Oracle can report current SCN recorded with each row, instead of returning null Ora_rowscn, when the data from the modified blocks is queried as part of an open transaction. I don't see any open bug created for this one yet.

Problem #4:
Different ora_rowscn values can be reported over time even though the underlying block contents have not been modified. There are 2 reasons for this:

1) If that block was modified with direct path operations, like CTAS and insert with append, and the transaction commit SCN information is not available in the undo segments. Direct path loads write above HMW (and hence very little undo unless indexes exist) and commit SCN is only updated in few blocks when the transaction is completed. When the remaining blocks are accessed again and the corresponding direct path transaction information is not available in any UNDO segments, Oracle will report conservative SCN (least SCN available from the undo transaction table) but it will not clean out the blocks (i.e. all these blocks loaded using direct path operations will remain clean with no commit (or upper bound) SCN available in them).

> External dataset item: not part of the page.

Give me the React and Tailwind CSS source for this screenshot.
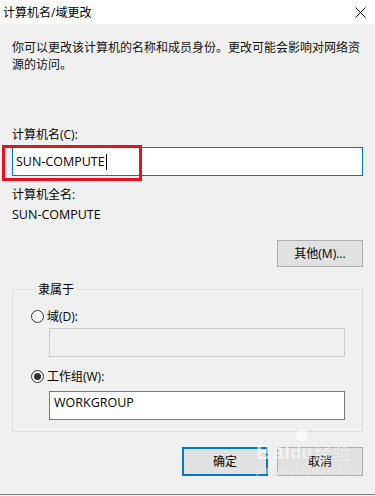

2) Using direct path operations (or parallel query option) to access the data blocks which needs to be cleaned out. This is very evident in 11g since direct path reads are used for serial full table scans when the table size is big enough. You can change this behavior by setting "alter system set events '10949 trace name context forever, level 1'". It will still do the block clean out but it does this in PGA memory of user process. Over time, as the transaction state information is aged out from the undo segments, different ora_rowscn's will be reported.

Problem #5:
It is not a problem per say, but rather the way it is implemented. Use ROWDEPENDENCIES if you want SCN information at row level more accurately.

Use cases:

You can use ora_rowscn for:
1) To implement optimistic locking
2) To report active time window of table data (i.e. how far back in time data in the table is modified). This information can be used for any archival or data purge analysis.
3) To figure out the last time table data is changed.